The Bookseller

By
Cynthia Swanson
Overview

Kitty is somewhat stuck in her life. With her best friend and business partner Frieda, she owns a small bookshop in Denver city. Life is quiet and business is slow. Kitty tries a dating agency and corresponds with a man she finds promising. She speaks with him on the phone and they plan a date but she is devastated when he doesn’t show up. She resigns herself to her predicable settled life. Then she finds out that the man Lars, didn’t actually stand her up at all, he had a heart attack just after the phone call. Then Kitty starts to have dreams in which she seems to be living an alternative life. In it, she hears Lars having the heart attack and gets the ambulance to his house and saves him.

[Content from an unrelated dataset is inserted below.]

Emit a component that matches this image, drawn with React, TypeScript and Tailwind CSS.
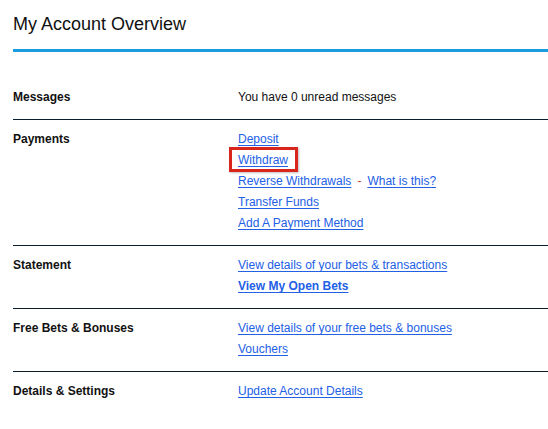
import React from 'react';

type Item = { text: string; bold?: boolean; highlight?: boolean; extra?: string };

const sections: { label: string; items?: Item[]; note?: string }[] = [
  { label: 'Messages', note: 'You have 0 unread messages' },
  {
    label: 'Payments',
    items: [
      { text: 'Deposit' },
      { text: 'Withdraw', highlight: true },
      { text: 'Reverse Withdrawals', extra: 'What is this?' },
      { text: 'Transfer Funds' },
      { text: 'Add A Payment Method' },
    ],
  },
  {
    label: 'Statement',
    items: [{ text: 'View details of your bets & transactions' }, { text: 'View My Open Bets', bold: true }],
  },
  {
    label: 'Free Bets & Bonuses',
    items: [{ text: 'View details of your free bets & bonuses' }, { text: 'Vouchers' }],
  },
  { label: 'Details & Settings', items: [{ text: 'Update Account Details' }] },
];

const linkCls = 'text-[#2260e6] underline underline-offset-[2px] decoration-[1px]';

export default function App() {
  return (
    <div className="min-h-[429px] bg-white pl-[13px] text-[#111] [font-family:'Liberation_Sans',Arial,sans-serif]">
      <h1 className="pt-[12px] text-[18px] leading-[24px] font-normal">My Account Overview</h1>
      <div className="mt-[13px] h-[3px] bg-[#1a9de0]" />

      <div className="mt-[26px]">
        {sections.map((s, i) => (
          <div
            key={s.label}
            className={`grid grid-cols-[225px_1fr] pt-[9px] pb-[11px] text-[12px] leading-[21px] ${
              i < sections.length - 1 ? 'border-b border-[#0b1f2e]' : ''
            }`}
          >
            <div className="font-bold">{s.label}</div>
            <div className="flex flex-col items-start">
              {s.note && <span>{s.note}</span>}
              {s.items?.map((it) => (
                <div key={it.text} className="flex items-center">
                  {it.highlight ? (
                    <span className="relative inline-block">
                      <a href="#" className={linkCls}>
                        {it.text}
                      </a>
                      <span className="pointer-events-none absolute -left-[9px] -right-[10px] top-[-3px] bottom-[-1px] border-[3px] border-[#d9261c] shadow-[1px_1px_2px_rgba(0,0,0,0.25)]" />
                    </span>
                  ) : (
                    <a href="#" className={`${linkCls} ${it.bold ? 'font-bold' : ''}`}>
                      {it.text}
                    </a>
                  )}
                  {it.extra && (
                    <>
                      <span className="mx-[6px] text-[#c0392b]">-</span>
                      <a href="#" className={linkCls}>
                        {it.extra}
                      </a>
                    </>
                  )}
                </div>
              ))}
            </div>
          </div>
        ))}
      </div>
    </div>
  );
}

Back in the bookshop all is plodding along normally, but these dreams start to include Lars, Kathryn (as she finds she is called in the dreams) and 3 children they seem to have, and they seem to live in a lovely house at the other side of the city. Kitty initially dismisses these dreams, when waking to resume her life in the bookshop with her friend Frieda. However as the dreams become more vivid, and people from her original life begin to appear in the dreams, she worries if it’s more than an overactive imagination or repressed desires.

The book reads alternate chapters, one as Kitty in the original life and the other as Kathryn in the new life.

Kitty clings to her “real” life, tells friends and her parents etc about her dreams and concerns regarding them, Her other life feels so scary yet so much what she had always wanted and so perfect. Then it happens there are difficulties with this new life one of the children has a disability and this brings challenges with it in 1960s Denver. It means Kathryn has had to give up working in the bookstore and in her dream life, she falls out with Frieda.

Yet, as she book progresses it becomes unclear which is the real life. Then, as it becomes clear which life is real, Kathryn or Kitty has to say goodbye to the other life, including things and people which were central to her.

There is sadness in this book but it is also full of hope. It is very human and stretches the reader gradually so that the reader is prepared for each new development as it is revealed.

The moral of this story is to appreciate what you have but also to go with the flow. It shows the passage of time and the progress of life and the joys and disappointments this brings. It also shows that time and circumstances can bring great change to anyone, even when this seems impossible, so there is more hope here - a very thought-provoking and enjoyable book.